▸ **Dataset section**:
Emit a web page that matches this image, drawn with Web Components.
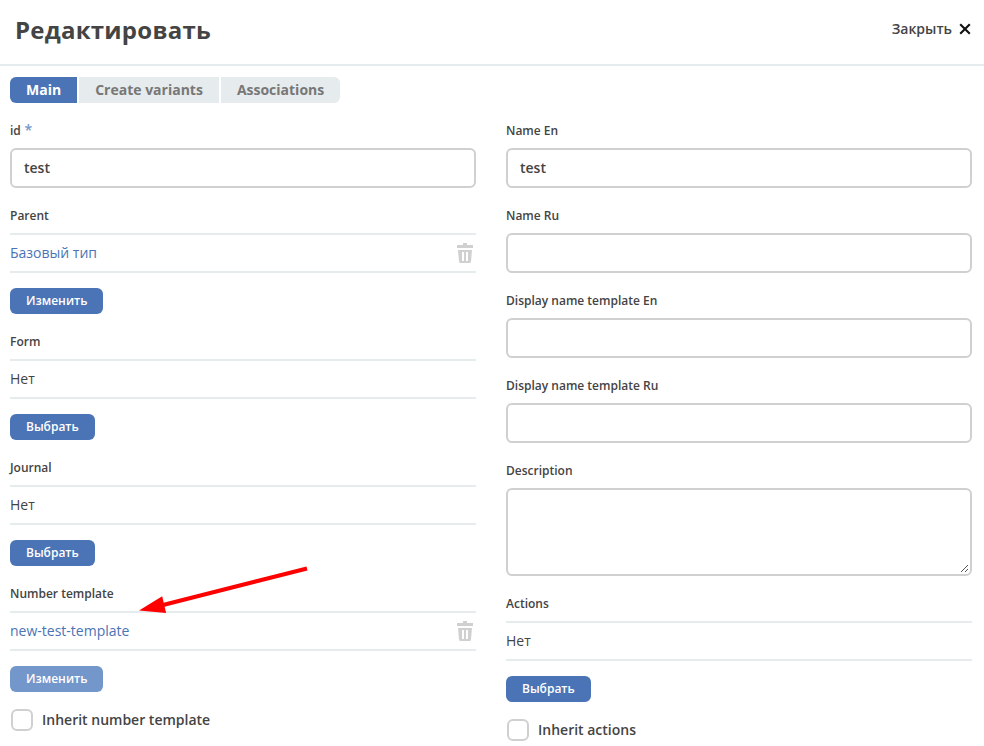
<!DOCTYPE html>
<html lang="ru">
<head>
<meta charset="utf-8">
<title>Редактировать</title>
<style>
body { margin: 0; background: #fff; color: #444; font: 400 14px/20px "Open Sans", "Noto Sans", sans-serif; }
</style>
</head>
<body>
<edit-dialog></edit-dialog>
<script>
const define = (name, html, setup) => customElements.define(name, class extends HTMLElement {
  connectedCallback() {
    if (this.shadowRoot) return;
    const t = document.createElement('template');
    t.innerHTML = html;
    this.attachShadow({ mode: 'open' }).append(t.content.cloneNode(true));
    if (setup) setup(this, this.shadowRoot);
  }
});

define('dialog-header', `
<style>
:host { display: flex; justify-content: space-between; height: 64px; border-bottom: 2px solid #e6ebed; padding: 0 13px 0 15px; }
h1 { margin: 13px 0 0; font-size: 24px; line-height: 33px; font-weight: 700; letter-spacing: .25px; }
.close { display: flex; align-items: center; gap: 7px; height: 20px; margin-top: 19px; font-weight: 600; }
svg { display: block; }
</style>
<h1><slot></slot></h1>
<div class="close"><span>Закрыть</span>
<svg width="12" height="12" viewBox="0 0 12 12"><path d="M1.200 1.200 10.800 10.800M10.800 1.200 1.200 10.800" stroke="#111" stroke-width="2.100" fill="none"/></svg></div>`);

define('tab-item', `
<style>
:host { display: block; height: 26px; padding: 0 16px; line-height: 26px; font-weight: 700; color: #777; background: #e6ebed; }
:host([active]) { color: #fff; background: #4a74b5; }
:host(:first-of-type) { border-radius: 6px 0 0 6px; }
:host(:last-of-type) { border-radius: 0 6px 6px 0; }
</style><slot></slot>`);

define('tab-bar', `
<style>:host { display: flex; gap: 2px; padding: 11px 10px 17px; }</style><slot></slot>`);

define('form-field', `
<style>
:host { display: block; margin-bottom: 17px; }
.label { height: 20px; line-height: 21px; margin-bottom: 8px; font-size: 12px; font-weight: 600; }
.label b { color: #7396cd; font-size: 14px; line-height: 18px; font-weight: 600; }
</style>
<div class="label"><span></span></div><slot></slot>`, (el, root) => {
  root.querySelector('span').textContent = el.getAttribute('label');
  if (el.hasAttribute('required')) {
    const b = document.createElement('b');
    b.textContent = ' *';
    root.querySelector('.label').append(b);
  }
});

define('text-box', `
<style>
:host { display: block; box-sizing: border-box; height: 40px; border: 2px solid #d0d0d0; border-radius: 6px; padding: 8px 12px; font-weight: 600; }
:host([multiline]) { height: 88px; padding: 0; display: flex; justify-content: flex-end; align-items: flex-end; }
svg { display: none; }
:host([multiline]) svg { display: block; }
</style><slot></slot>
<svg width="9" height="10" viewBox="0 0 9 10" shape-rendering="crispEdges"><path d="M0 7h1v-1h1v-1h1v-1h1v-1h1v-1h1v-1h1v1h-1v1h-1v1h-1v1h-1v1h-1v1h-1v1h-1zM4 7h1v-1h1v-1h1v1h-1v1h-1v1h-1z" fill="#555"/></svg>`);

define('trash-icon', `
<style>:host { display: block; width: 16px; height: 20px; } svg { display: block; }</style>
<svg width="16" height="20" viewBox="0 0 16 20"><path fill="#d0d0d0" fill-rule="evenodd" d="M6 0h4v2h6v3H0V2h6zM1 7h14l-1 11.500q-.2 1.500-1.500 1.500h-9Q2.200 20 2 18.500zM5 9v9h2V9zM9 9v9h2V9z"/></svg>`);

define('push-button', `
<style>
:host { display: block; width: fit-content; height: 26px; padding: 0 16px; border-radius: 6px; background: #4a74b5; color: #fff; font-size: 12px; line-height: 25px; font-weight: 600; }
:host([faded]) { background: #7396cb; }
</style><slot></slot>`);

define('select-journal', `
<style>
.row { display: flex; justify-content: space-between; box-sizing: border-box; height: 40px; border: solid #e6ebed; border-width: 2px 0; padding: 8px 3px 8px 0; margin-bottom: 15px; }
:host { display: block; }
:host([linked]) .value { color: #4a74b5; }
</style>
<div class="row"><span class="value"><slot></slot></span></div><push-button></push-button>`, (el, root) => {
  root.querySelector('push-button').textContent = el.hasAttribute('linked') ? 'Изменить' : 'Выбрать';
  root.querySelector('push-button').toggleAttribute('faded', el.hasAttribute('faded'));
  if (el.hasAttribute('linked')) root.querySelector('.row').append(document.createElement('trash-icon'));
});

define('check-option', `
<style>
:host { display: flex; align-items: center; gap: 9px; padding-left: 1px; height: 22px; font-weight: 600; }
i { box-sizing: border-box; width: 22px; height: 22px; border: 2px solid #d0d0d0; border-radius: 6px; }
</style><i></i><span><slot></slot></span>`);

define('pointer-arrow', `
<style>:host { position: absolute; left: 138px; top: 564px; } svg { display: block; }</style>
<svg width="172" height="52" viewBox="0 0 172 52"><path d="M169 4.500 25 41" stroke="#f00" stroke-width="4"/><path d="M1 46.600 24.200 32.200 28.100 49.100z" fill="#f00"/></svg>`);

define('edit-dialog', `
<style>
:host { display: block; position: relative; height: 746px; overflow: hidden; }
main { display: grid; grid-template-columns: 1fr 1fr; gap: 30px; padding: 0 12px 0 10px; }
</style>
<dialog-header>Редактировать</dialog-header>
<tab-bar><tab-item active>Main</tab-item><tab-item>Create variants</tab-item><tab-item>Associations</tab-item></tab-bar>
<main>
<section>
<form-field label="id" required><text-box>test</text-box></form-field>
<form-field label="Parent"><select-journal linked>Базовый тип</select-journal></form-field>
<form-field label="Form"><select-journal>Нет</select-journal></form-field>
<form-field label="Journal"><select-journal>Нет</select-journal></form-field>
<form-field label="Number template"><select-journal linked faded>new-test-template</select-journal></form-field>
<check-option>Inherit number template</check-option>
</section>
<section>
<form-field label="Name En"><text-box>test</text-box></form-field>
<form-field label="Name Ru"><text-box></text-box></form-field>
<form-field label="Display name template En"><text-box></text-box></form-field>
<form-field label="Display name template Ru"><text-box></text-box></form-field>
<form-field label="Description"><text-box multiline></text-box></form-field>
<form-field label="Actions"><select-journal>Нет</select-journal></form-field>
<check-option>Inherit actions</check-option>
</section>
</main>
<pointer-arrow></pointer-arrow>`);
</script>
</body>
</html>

▸ **Description of the task**: Repeat the data exactly, excluding the pictures.

▸ **Solution to this task**:
Emit a web page that matches this image, drawn with Web Components.
<!DOCTYPE html>
<html lang="ru">
<head>
<meta charset="utf-8">
<title>Редактировать</title>
<style>
body { margin: 0; background: #fff; color: #444; font: 400 14px/20px "Open Sans", "Noto Sans", sans-serif; }
</style>
</head>
<body>
<edit-dialog></edit-dialog>
<script>
const define = (name, html, setup) => customElements.define(name, class extends HTMLElement {
  connectedCallback() {
    if (this.shadowRoot) return;
    const t = document.createElement('template');
    t.innerHTML = html;
    this.attachShadow({ mode: 'open' }).append(t.content.cloneNode(true));
    if (setup) setup(this, this.shadowRoot);
  }
});

define('dialog-header', `
<style>
:host { display: flex; justify-content: space-between; height: 64px; border-bottom: 2px solid #e6ebed; padding: 0 13px 0 15px; }
h1 { margin: 13px 0 0; font-size: 24px; line-height: 33px; font-weight: 700; letter-spacing: .25px; }
.close { display: flex; align-items: center; gap: 7px; height: 20px; margin-top: 19px; font-weight: 600; }
svg { display: block; }
</style>
<h1><slot></slot></h1>
<div class="close"><span>Закрыть</span>
<svg width="12" height="12" viewBox="0 0 12 12"><path d="M1.200 1.200 10.800 10.800M10.800 1.200 1.200 10.800" stroke="#111" stroke-width="2.100" fill="none"/></svg></div>`);

define('tab-item', `
<style>
:host { display: block; height: 26px; padding: 0 16px; line-height: 26px; font-weight: 700; color: #777; background: #e6ebed; }
:host([active]) { color: #fff; background: #4a74b5; }
:host(:first-of-type) { border-radius: 6px 0 0 6px; }
:host(:last-of-type) { border-radius: 0 6px 6px 0; }
</style><slot></slot>`);

define('tab-bar', `
<style>:host { display: flex; gap: 2px; padding: 11px 10px 17px; }</style><slot></slot>`);

define('form-field', `
<style>
:host { display: block; margin-bottom: 17px; }
.label { height: 20px; line-height: 21px; margin-bottom: 8px; font-size: 12px; font-weight: 600; }
.label b { color: #7396cd; font-size: 14px; line-height: 18px; font-weight: 600; }
</style>
<div class="label"><span></span></div><slot></slot>`, (el, root) => {
  root.querySelector('span').textContent = el.getAttribute('label');
  if (el.hasAttribute('required')) {
    const b = document.createElement('b');
    b.textContent = ' *';
    root.querySelector('.label').append(b);
  }
});

define('text-box', `
<style>
:host { display: block; box-sizing: border-box; height: 40px; border: 2px solid #d0d0d0; border-radius: 6px; padding: 8px 12px; font-weight: 600; }
:host([multiline]) { height: 88px; padding: 0; display: flex; justify-content: flex-end; align-items: flex-end; }
svg { display: none; }
:host([multiline]) svg { display: block; }
</style><slot></slot>
<svg width="9" height="10" viewBox="0 0 9 10" shape-rendering="crispEdges"><path d="M0 7h1v-1h1v-1h1v-1h1v-1h1v-1h1v-1h1v1h-1v1h-1v1h-1v1h-1v1h-1v1h-1v1h-1zM4 7h1v-1h1v-1h1v1h-1v1h-1v1h-1z" fill="#555"/></svg>`);

define('trash-icon', `
<style>:host { display: block; width: 16px; height: 20px; } svg { display: block; }</style>
<svg width="16" height="20" viewBox="0 0 16 20"><path fill="#d0d0d0" fill-rule="evenodd" d="M6 0h4v2h6v3H0V2h6zM1 7h14l-1 11.500q-.2 1.500-1.500 1.500h-9Q2.200 20 2 18.500zM5 9v9h2V9zM9 9v9h2V9z"/></svg>`);

define('push-button', `
<style>
:host { display: block; width: fit-content; height: 26px; padding: 0 16px; border-radius: 6px; background: #4a74b5; color: #fff; font-size: 12px; line-height: 25px; font-weight: 600; }
:host([faded]) { background: #7396cb; }
</style><slot></slot>`);

define('select-journal', `
<style>
.row { display: flex; justify-content: space-between; box-sizing: border-box; height: 40px; border: solid #e6ebed; border-width: 2px 0; padding: 8px 3px 8px 0; margin-bottom: 15px; }
:host { display: block; }
:host([linked]) .value { color: #4a74b5; }
</style>
<div class="row"><span class="value"><slot></slot></span></div><push-button></push-button>`, (el, root) => {
  root.querySelector('push-button').textContent = el.hasAttribute('linked') ? 'Изменить' : 'Выбрать';
  root.querySelector('push-button').toggleAttribute('faded', el.hasAttribute('faded'));
  if (el.hasAttribute('linked')) root.querySelector('.row').append(document.createElement('trash-icon'));
});

define('check-option', `
<style>
:host { display: flex; align-items: center; gap: 9px; padding-left: 1px; height: 22px; font-weight: 600; }
i { box-sizing: border-box; width: 22px; height: 22px; border: 2px solid #d0d0d0; border-radius: 6px; }
</style><i></i><span><slot></slot></span>`);

define('pointer-arrow', `
<style>:host { position: absolute; left: 138px; top: 564px; } svg { display: block; }</style>
<svg width="172" height="52" viewBox="0 0 172 52"><path d="M169 4.500 25 41" stroke="#f00" stroke-width="4"/><path d="M1 46.600 24.200 32.200 28.100 49.100z" fill="#f00"/></svg>`);

define('edit-dialog', `
<style>
:host { display: block; position: relative; height: 746px; overflow: hidden; }
main { display: grid; grid-template-columns: 1fr 1fr; gap: 30px; padding: 0 12px 0 10px; }
</style>
<dialog-header>Редактировать</dialog-header>
<tab-bar><tab-item active>Main</tab-item><tab-item>Create variants</tab-item><tab-item>Associations</tab-item></tab-bar>
<main>
<section>
<form-field label="id" required><text-box>test</text-box></form-field>
<form-field label="Parent"><select-journal linked>Базовый тип</select-journal></form-field>
<form-field label="Form"><select-journal>Нет</select-journal></form-field>
<form-field label="Journal"><select-journal>Нет</select-journal></form-field>
<form-field label="Number template"><select-journal linked faded>new-test-template</select-journal></form-field>
<check-option>Inherit number template</check-option>
</section>
<section>
<form-field label="Name En"><text-box>test</text-box></form-field>
<form-field label="Name Ru"><text-box></text-box></form-field>
<form-field label="Display name template En"><text-box></text-box></form-field>
<form-field label="Display name template Ru"><text-box></text-box></form-field>
<form-field label="Description"><text-box multiline></text-box></form-field>
<form-field label="Actions"><select-journal>Нет</select-journal></form-field>
<check-option>Inherit actions</check-option>
</section>
</main>
<pointer-arrow></pointer-arrow>`);
</script>
</body>
</html>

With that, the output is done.